U.S. EPA Clean Water Act Center of Attention in Supreme Court Decision

 

The U.S. Clean Water Act was passed initially as the Federal Water Pollution Control Act in 1948. The U.S. Environmental Protection Agency (EPA) reorganized and expanded the Act in 1972 when it officially became the Clean Water Act (CWA). The CWA establishes the “basic structure for regulating discharge of pollutants” into U.S. waters and the quality standards of surface waters. If an individual or organization wants to discharge a pollutant from a “point source into navigable waters,” they first need a permit.
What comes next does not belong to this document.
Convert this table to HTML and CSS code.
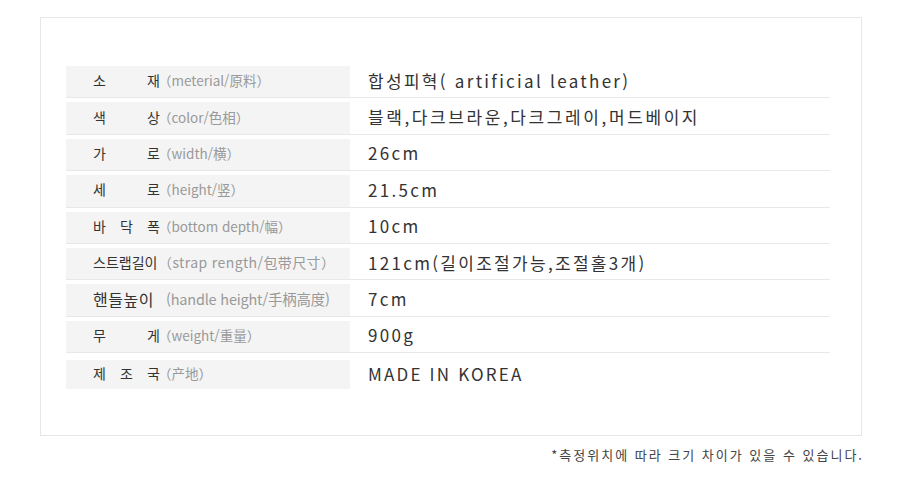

These point sources include pipes and manmade ditches.

 

Recently, the Supreme Court (SCOTUS) ruled in a 6-3 vote that the “discharge of polluted water into the ground, rather directly into nearby waterways, does not relieve an industry of complying” with the CWA. Justice Stephen Breyer wrote in the majority opinion, “We hold that the statute requires a permit when there is a direct discharge from a point source into navigable waters or when there is the functional equivalent of a direct discharge.”

 

The case in question before SCOTUS involved a sewage treatment plant in Hawaii, which argued before the Court that a permit was not needed to send wastewater deep into the ground instead of discharging the wastewater directly into the Pacific Ocean. Maui County was sued by environmental groups in Hawaii after studies traced the flow of wastewater to the ocean from wells used by the county to dispose of up to 5 million gallons of treated wastewater every day. Maui County and the Trump administration suggested “the pollution’s indirect path to the ocean put it beyond the scope of the Clean Water Act’s permitting program.”

 

The EPA had previously responded to the Maui case with a policy in 2019 that indicated any pollution that moves through groundwater to navigable waters is not subject to CWA’s permit requirements. SCOTUS ruling in the Maui case rejected the arguments presented by the county and the Trump administration, and forces the EPA to reconsider its 2019 response to the case. Whether Maui’s actions violate the Court’s “functional equivalent” test, and therefore the CWA, is now back in the hands of the lower courts and the EPA.

 

While environmentalists applauded the Court’s decision, utilities, energy companies, and other industries impacted the most by the ruling cited the “cottage industry of litigation” that will now move forward to try to define “functional equivalent.” SCOTUS recognized that its standard leaves gray areas about what’s covered under the Clean Water Act, but concluded “there are too many potentially relevant factors applicable to factually different cases for this Court now to use more specific language.”

 

In its response to the Supreme Court’s decision, the EPA wrote, “In holding that the Clean Water Act requires a permit for the addition of pollutants to groundwater if it is the ‘functional equivalent’ of a direct discharge, the Court unfortunately leaves some uncertainty for the public, including private property owners.” The ruling came a couple days after the EPA redefined “jurisdictional waters,” ending federal protection for millions of miles of streams, arroyos and wetlands, and raising concerns by public health and environmental groups about the potential for increased pollution in now vulnerable waterways.